> _STATED EXERCISE_
Return the whole listing, line for line, without the pictures in it.

── SOURCE MATERIAL ──

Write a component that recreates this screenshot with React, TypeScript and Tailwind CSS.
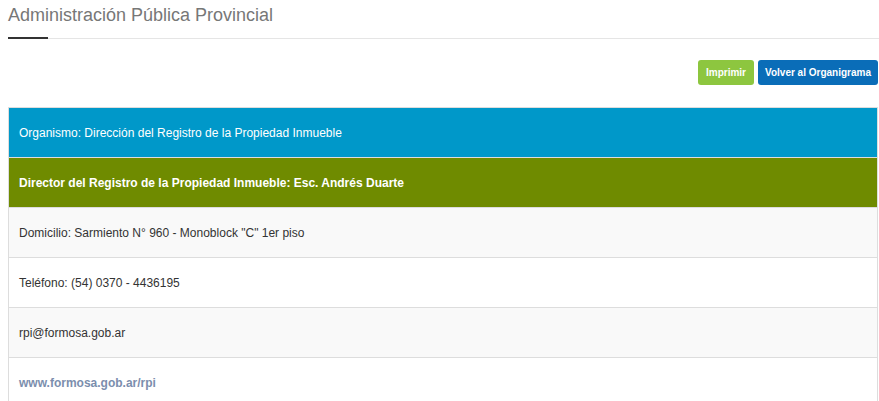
export default function App() {
  const rows = [
    { text: 'Domicilio: Sarmiento N° 960 - Monoblock "C" 1er piso', bg: "bg-[#f9f9f9]" },
    { text: "Teléfono: (54) 0370 - 4436195", bg: "bg-white" },
    { text: "rpi@formosa.gob.ar", bg: "bg-[#f9f9f9]" },
  ];

  return (
    <div className="w-[879px] h-[401px] overflow-hidden bg-white font-['Liberation_Sans',Arial,sans-serif]">
      {/* Heading */}
      <div className="pl-2 pt-[3px]">
        <h1 className="text-[18px] leading-[24px] text-[#777777]">
          Administración Pública Provincial
        </h1>
        <div className="mt-[10px] flex items-end">
          <div className="w-10 h-[2px] bg-[#333333]" />
          <div className="flex-1 h-px bg-[#e5e5e5]" />
        </div>
      </div>

      {/* Actions */}
      <div className="mt-[21px] flex justify-end gap-1 pr-px">
        <button className="h-[25px] w-[56px] rounded-[3px] bg-[#8dc63f] text-white text-[10px] font-bold">
          Imprimir
        </button>
        <button className="h-[25px] w-[120px] rounded-[3px] bg-[#0a6db8] text-white text-[10px] font-bold">
          Volver al Organigrama
        </button>
      </div>

      {/* Table */}
      <div className="mt-[22px] ml-2 mr-px border border-[#dddddd] text-[12px]">
        <div className="h-[50px] flex items-center px-[10px] bg-[#0098c9] text-white border-b border-[#dddddd]">
          Organismo: Dirección del Registro de la Propiedad Inmueble
        </div>
        <div className="h-[50px] flex items-center px-[10px] bg-[#6f8b00] text-white font-bold border-b border-[#dddddd]">
          Director del Registro de la Propiedad Inmueble: Esc. Andrés Duarte
        </div>
        {rows.map((r) => (
          <div
            key={r.text}
            className={`h-[50px] flex items-center px-[10px] text-[#333333] border-b border-[#dddddd] ${r.bg}`}
          >
            {r.text}
          </div>
        ))}
        <div className="h-[50px] flex items-center px-[10px] bg-white">
          <a className="text-[#7b8ead] font-bold">www.formosa.gob.ar/rpi</a>
        </div>
      </div>
    </div>
  );
}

───

> _THE ANSWER_
Write a component that recreates this screenshot with React, TypeScript and Tailwind CSS.
export default function App() {
  const rows = [
    { text: 'Domicilio: Sarmiento N° 960 - Monoblock "C" 1er piso', bg: "bg-[#f9f9f9]" },
    { text: "Teléfono: (54) 0370 - 4436195", bg: "bg-white" },
    { text: "rpi@formosa.gob.ar", bg: "bg-[#f9f9f9]" },
  ];

  return (
    <div className="w-[879px] h-[401px] overflow-hidden bg-white font-['Liberation_Sans',Arial,sans-serif]">
      {/* Heading */}
      <div className="pl-2 pt-[3px]">
        <h1 className="text-[18px] leading-[24px] text-[#777777]">
          Administración Pública Provincial
        </h1>
        <div className="mt-[10px] flex items-end">
          <div className="w-10 h-[2px] bg-[#333333]" />
          <div className="flex-1 h-px bg-[#e5e5e5]" />
        </div>
      </div>

      {/* Actions */}
      <div className="mt-[21px] flex justify-end gap-1 pr-px">
        <button className="h-[25px] w-[56px] rounded-[3px] bg-[#8dc63f] text-white text-[10px] font-bold">
          Imprimir
        </button>
        <button className="h-[25px] w-[120px] rounded-[3px] bg-[#0a6db8] text-white text-[10px] font-bold">
          Volver al Organigrama
        </button>
      </div>

      {/* Table */}
      <div className="mt-[22px] ml-2 mr-px border border-[#dddddd] text-[12px]">
        <div className="h-[50px] flex items-center px-[10px] bg-[#0098c9] text-white border-b border-[#dddddd]">
          Organismo: Dirección del Registro de la Propiedad Inmueble
        </div>
        <div className="h-[50px] flex items-center px-[10px] bg-[#6f8b00] text-white font-bold border-b border-[#dddddd]">
          Director del Registro de la Propiedad Inmueble: Esc. Andrés Duarte
        </div>
        {rows.map((r) => (
          <div
            key={r.text}
            className={`h-[50px] flex items-center px-[10px] text-[#333333] border-b border-[#dddddd] ${r.bg}`}
          >
            {r.text}
          </div>
        ))}
        <div className="h-[50px] flex items-center px-[10px] bg-white">
          <a className="text-[#7b8ead] font-bold">www.formosa.gob.ar/rpi</a>
        </div>
      </div>
    </div>
  );
}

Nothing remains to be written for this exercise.